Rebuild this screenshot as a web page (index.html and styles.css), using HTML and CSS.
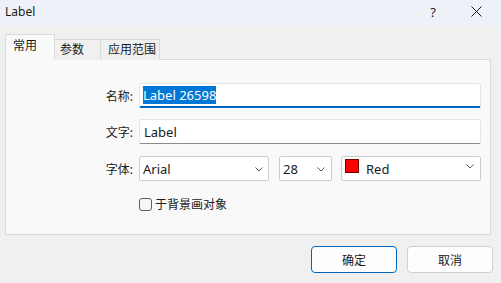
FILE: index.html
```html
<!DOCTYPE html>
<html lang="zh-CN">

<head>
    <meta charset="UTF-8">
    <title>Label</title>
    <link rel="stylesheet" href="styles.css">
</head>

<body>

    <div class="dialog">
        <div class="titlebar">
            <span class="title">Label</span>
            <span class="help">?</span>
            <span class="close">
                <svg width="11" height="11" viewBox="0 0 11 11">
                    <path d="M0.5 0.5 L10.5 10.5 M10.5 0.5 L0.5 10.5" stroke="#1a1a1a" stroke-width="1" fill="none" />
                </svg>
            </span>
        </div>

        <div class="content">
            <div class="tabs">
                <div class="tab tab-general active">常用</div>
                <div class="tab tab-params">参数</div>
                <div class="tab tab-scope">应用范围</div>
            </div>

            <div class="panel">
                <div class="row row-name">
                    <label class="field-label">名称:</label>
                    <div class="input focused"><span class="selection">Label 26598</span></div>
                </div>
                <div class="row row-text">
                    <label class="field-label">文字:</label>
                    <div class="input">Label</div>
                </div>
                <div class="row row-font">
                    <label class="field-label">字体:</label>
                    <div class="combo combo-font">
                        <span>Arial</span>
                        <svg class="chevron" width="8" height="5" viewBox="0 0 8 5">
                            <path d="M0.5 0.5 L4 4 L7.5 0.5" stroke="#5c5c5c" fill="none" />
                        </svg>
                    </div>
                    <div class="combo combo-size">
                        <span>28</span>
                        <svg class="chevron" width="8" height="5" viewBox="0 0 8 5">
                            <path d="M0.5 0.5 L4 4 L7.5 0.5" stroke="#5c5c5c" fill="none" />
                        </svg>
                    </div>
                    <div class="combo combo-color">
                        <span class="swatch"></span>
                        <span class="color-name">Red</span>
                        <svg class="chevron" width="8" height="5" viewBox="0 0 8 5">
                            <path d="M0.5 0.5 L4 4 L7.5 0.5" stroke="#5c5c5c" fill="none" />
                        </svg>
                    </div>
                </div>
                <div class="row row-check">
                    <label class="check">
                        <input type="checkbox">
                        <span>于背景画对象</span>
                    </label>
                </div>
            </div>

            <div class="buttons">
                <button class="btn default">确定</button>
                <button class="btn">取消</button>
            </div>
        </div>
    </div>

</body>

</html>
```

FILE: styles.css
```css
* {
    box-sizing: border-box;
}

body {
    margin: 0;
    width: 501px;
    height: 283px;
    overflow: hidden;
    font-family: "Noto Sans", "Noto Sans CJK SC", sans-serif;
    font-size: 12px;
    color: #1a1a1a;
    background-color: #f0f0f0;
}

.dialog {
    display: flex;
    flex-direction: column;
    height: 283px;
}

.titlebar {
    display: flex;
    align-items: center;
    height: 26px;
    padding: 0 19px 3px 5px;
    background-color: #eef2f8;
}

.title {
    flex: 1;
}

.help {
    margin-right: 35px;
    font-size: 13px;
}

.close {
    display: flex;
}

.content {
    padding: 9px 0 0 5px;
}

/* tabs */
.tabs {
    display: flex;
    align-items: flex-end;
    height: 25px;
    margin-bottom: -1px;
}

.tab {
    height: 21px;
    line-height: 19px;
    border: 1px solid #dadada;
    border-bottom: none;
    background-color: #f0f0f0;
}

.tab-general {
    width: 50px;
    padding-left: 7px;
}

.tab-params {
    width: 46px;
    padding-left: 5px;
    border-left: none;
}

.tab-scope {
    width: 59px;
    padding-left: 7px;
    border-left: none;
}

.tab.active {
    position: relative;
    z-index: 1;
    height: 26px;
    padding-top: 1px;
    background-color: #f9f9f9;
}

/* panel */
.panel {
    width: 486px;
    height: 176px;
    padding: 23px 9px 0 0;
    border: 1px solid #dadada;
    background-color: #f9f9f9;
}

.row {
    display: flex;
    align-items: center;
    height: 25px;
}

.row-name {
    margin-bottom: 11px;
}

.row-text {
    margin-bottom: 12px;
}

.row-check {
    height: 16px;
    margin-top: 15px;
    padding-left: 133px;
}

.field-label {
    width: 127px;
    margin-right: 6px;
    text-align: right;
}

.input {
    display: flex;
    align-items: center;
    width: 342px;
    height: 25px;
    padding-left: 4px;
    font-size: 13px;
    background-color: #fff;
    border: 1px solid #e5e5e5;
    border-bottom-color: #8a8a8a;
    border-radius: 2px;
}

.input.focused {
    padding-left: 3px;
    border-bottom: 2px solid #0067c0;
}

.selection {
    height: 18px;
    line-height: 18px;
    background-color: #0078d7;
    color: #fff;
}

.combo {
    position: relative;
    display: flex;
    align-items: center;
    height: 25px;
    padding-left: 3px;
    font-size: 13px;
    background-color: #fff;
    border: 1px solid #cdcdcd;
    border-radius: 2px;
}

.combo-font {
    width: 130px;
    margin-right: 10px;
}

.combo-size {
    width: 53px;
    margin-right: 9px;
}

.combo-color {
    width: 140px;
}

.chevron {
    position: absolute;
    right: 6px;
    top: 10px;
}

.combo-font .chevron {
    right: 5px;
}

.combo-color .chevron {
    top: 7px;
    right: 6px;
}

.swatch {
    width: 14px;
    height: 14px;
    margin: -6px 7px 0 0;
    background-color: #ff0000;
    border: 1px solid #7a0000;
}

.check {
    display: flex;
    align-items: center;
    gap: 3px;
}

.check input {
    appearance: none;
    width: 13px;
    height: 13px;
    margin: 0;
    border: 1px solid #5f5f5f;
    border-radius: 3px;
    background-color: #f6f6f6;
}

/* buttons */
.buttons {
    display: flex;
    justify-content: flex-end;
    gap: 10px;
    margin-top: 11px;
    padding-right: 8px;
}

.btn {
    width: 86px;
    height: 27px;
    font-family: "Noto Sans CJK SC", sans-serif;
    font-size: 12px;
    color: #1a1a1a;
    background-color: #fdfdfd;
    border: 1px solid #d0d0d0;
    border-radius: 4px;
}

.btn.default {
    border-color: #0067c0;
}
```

---

- _Requirements_
The listing above needs to be output again exactly. Don't include the pictures.

- _Task output_
Rebuild this screenshot as a web page (index.html and styles.css), using HTML and CSS.
FILE: index.html
```html
<!DOCTYPE html>
<html lang="zh-CN">

<head>
    <meta charset="UTF-8">
    <title>Label</title>
    <link rel="stylesheet" href="styles.css">
</head>

<body>

    <div class="dialog">
        <div class="titlebar">
            <span class="title">Label</span>
            <span class="help">?</span>
            <span class="close">
                <svg width="11" height="11" viewBox="0 0 11 11">
                    <path d="M0.5 0.5 L10.5 10.5 M10.5 0.5 L0.5 10.5" stroke="#1a1a1a" stroke-width="1" fill="none" />
                </svg>
            </span>
        </div>

        <div class="content">
            <div class="tabs">
                <div class="tab tab-general active">常用</div>
                <div class="tab tab-params">参数</div>
                <div class="tab tab-scope">应用范围</div>
            </div>

            <div class="panel">
                <div class="row row-name">
                    <label class="field-label">名称:</label>
                    <div class="input focused"><span class="selection">Label 26598</span></div>
                </div>
                <div class="row row-text">
                    <label class="field-label">文字:</label>
                    <div class="input">Label</div>
                </div>
                <div class="row row-font">
                    <label class="field-label">字体:</label>
                    <div class="combo combo-font">
                        <span>Arial</span>
                        <svg class="chevron" width="8" height="5" viewBox="0 0 8 5">
                            <path d="M0.5 0.5 L4 4 L7.5 0.5" stroke="#5c5c5c" fill="none" />
                        </svg>
                    </div>
                    <div class="combo combo-size">
                        <span>28</span>
                        <svg class="chevron" width="8" height="5" viewBox="0 0 8 5">
                            <path d="M0.5 0.5 L4 4 L7.5 0.5" stroke="#5c5c5c" fill="none" />
                        </svg>
                    </div>
                    <div class="combo combo-color">
                        <span class="swatch"></span>
                        <span class="color-name">Red</span>
                        <svg class="chevron" width="8" height="5" viewBox="0 0 8 5">
                            <path d="M0.5 0.5 L4 4 L7.5 0.5" stroke="#5c5c5c" fill="none" />
                        </svg>
                    </div>
                </div>
                <div class="row row-check">
                    <label class="check">
                        <input type="checkbox">
                        <span>于背景画对象</span>
                    </label>
                </div>
            </div>

            <div class="buttons">
                <button class="btn default">确定</button>
                <button class="btn">取消</button>
            </div>
        </div>
    </div>

</body>

</html>
```

FILE: styles.css
```css
* {
    box-sizing: border-box;
}

body {
    margin: 0;
    width: 501px;
    height: 283px;
    overflow: hidden;
    font-family: "Noto Sans", "Noto Sans CJK SC", sans-serif;
    font-size: 12px;
    color: #1a1a1a;
    background-color: #f0f0f0;
}

.dialog {
    display: flex;
    flex-direction: column;
    height: 283px;
}

.titlebar {
    display: flex;
    align-items: center;
    height: 26px;
    padding: 0 19px 3px 5px;
    background-color: #eef2f8;
}

.title {
    flex: 1;
}

.help {
    margin-right: 35px;
    font-size: 13px;
}

.close {
    display: flex;
}

.content {
    padding: 9px 0 0 5px;
}

/* tabs */
.tabs {
    display: flex;
    align-items: flex-end;
    height: 25px;
    margin-bottom: -1px;
}

.tab {
    height: 21px;
    line-height: 19px;
    border: 1px solid #dadada;
    border-bottom: none;
    background-color: #f0f0f0;
}

.tab-general {
    width: 50px;
    padding-left: 7px;
}

.tab-params {
    width: 46px;
    padding-left: 5px;
    border-left: none;
}

.tab-scope {
    width: 59px;
    padding-left: 7px;
    border-left: none;
}

.tab.active {
    position: relative;
    z-index: 1;
    height: 26px;
    padding-top: 1px;
    background-color: #f9f9f9;
}

/* panel */
.panel {
    width: 486px;
    height: 176px;
    padding: 23px 9px 0 0;
    border: 1px solid #dadada;
    background-color: #f9f9f9;
}

.row {
    display: flex;
    align-items: center;
    height: 25px;
}

.row-name {
    margin-bottom: 11px;
}

.row-text {
    margin-bottom: 12px;
}

.row-check {
    height: 16px;
    margin-top: 15px;
    padding-left: 133px;
}

.field-label {
    width: 127px;
    margin-right: 6px;
    text-align: right;
}

.input {
    display: flex;
    align-items: center;
    width: 342px;
    height: 25px;
    padding-left: 4px;
    font-size: 13px;
    background-color: #fff;
    border: 1px solid #e5e5e5;
    border-bottom-color: #8a8a8a;
    border-radius: 2px;
}

.input.focused {
    padding-left: 3px;
    border-bottom: 2px solid #0067c0;
}

.selection {
    height: 18px;
    line-height: 18px;
    background-color: #0078d7;
    color: #fff;
}

.combo {
    position: relative;
    display: flex;
    align-items: center;
    height: 25px;
    padding-left: 3px;
    font-size: 13px;
    background-color: #fff;
    border: 1px solid #cdcdcd;
    border-radius: 2px;
}

.combo-font {
    width: 130px;
    margin-right: 10px;
}

.combo-size {
    width: 53px;
    margin-right: 9px;
}

.combo-color {
    width: 140px;
}

.chevron {
    position: absolute;
    right: 6px;
    top: 10px;
}

.combo-font .chevron {
    right: 5px;
}

.combo-color .chevron {
    top: 7px;
    right: 6px;
}

.swatch {
    width: 14px;
    height: 14px;
    margin: -6px 7px 0 0;
    background-color: #ff0000;
    border: 1px solid #7a0000;
}

.check {
    display: flex;
    align-items: center;
    gap: 3px;
}

.check input {
    appearance: none;
    width: 13px;
    height: 13px;
    margin: 0;
    border: 1px solid #5f5f5f;
    border-radius: 3px;
    background-color: #f6f6f6;
}

/* buttons */
.buttons {
    display: flex;
    justify-content: flex-end;
    gap: 10px;
    margin-top: 11px;
    padding-right: 8px;
}

.btn {
    width: 86px;
    height: 27px;
    font-family: "Noto Sans CJK SC", sans-serif;
    font-size: 12px;
    color: #1a1a1a;
    background-color: #fdfdfd;
    border: 1px solid #d0d0d0;
    border-radius: 4px;
}

.btn.default {
    border-color: #0067c0;
}
```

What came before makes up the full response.